**RECORD LIST:**
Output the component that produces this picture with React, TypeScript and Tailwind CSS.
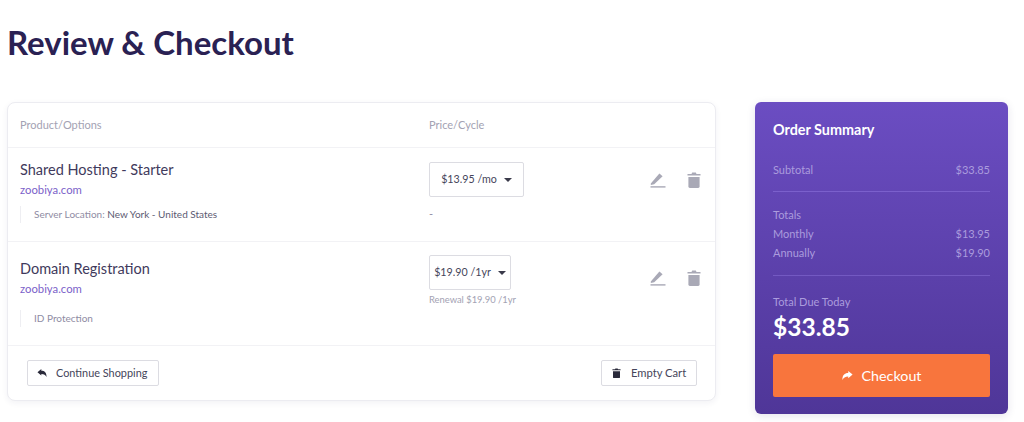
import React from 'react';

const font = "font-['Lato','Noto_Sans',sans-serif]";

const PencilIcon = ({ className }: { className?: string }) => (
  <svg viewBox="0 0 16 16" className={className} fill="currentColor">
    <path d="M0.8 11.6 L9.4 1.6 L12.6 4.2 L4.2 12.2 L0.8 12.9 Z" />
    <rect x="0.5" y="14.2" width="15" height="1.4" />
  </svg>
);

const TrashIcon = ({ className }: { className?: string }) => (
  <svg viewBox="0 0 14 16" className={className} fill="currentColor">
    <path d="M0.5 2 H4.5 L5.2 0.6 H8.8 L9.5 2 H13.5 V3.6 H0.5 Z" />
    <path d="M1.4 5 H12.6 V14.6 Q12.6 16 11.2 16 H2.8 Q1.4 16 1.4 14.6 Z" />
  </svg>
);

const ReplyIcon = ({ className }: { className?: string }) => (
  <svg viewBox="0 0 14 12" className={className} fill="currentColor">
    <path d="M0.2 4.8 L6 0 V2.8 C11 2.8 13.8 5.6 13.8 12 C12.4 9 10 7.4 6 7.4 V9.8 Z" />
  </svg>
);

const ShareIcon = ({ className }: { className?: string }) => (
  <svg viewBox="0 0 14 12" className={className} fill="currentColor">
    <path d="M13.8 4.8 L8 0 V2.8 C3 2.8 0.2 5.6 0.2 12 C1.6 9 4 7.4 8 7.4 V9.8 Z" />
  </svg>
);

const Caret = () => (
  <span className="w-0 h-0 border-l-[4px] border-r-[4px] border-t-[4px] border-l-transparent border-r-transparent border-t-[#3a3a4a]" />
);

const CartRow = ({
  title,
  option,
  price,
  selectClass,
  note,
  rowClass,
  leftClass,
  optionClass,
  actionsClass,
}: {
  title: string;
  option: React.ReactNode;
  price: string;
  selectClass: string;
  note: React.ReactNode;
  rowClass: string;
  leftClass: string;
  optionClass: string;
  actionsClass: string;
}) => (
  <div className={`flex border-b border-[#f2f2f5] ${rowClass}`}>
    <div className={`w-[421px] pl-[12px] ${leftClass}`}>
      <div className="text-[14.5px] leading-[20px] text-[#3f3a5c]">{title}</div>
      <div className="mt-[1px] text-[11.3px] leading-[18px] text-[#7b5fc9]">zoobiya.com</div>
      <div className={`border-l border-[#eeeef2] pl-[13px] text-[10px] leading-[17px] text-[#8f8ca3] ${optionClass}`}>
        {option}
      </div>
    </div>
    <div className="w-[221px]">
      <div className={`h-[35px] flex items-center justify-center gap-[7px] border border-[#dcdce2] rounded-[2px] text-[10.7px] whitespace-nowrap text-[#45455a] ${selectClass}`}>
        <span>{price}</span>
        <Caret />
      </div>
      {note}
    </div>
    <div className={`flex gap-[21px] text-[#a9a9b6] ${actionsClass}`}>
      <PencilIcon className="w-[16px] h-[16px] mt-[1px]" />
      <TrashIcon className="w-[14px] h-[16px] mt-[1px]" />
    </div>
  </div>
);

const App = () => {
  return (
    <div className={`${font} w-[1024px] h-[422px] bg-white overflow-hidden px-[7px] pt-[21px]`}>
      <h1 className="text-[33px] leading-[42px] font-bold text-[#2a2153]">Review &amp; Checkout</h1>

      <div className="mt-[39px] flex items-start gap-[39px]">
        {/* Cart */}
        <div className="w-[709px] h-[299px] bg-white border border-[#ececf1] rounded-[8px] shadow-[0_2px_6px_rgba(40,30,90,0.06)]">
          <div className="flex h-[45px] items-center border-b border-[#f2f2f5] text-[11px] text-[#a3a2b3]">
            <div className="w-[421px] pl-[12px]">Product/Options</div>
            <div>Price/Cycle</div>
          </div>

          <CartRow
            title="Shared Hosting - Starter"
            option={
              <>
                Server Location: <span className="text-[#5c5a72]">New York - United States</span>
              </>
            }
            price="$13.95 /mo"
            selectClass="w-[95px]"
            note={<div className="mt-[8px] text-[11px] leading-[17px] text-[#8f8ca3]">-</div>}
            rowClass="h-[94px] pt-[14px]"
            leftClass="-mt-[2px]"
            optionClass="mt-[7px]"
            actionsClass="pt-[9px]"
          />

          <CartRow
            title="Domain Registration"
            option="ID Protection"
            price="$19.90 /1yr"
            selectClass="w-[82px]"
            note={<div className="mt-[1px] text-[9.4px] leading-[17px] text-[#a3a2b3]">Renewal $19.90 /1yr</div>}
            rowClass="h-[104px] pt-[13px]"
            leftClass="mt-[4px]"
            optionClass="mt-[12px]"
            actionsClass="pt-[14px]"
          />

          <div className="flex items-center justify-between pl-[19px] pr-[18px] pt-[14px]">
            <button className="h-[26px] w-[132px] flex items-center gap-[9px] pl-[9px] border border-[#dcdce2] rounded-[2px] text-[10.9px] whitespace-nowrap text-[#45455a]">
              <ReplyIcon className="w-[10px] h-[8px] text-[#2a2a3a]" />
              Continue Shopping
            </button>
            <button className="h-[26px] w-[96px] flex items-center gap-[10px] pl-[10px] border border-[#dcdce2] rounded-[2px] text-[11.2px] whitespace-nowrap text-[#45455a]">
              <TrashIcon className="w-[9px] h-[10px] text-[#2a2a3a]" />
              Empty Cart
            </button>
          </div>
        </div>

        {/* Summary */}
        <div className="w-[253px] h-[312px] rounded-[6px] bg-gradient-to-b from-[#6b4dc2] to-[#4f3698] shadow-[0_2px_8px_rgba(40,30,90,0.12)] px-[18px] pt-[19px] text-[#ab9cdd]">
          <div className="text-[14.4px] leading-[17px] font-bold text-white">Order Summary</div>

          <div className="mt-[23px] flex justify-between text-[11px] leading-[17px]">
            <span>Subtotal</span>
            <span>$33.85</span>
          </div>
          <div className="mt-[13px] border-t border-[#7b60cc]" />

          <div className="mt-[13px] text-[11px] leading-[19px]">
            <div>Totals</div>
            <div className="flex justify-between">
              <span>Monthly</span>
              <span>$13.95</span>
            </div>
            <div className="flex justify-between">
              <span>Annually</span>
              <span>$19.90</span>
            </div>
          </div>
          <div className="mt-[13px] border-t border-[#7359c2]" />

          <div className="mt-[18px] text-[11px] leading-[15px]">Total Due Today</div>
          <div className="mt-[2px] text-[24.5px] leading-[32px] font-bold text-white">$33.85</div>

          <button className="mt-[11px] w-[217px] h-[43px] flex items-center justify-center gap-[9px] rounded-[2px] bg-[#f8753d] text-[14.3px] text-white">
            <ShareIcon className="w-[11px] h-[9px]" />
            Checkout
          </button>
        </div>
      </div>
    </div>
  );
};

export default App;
--
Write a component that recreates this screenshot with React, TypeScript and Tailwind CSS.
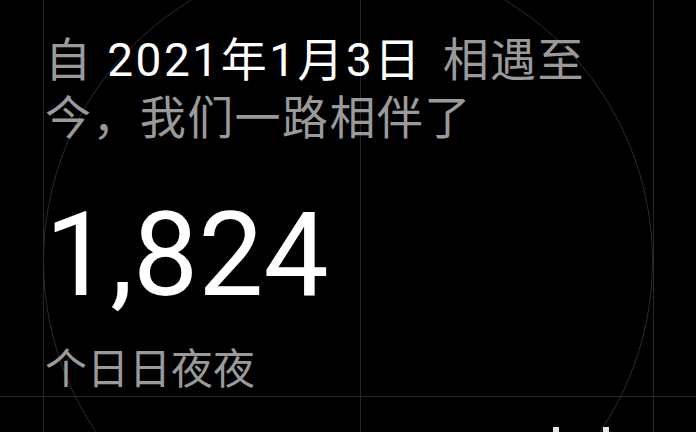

**STATED GOAL:** How many lines in the records hold the string "component"? Reply with the number alone.

**RESULT OF THIS EXERCISE:** 2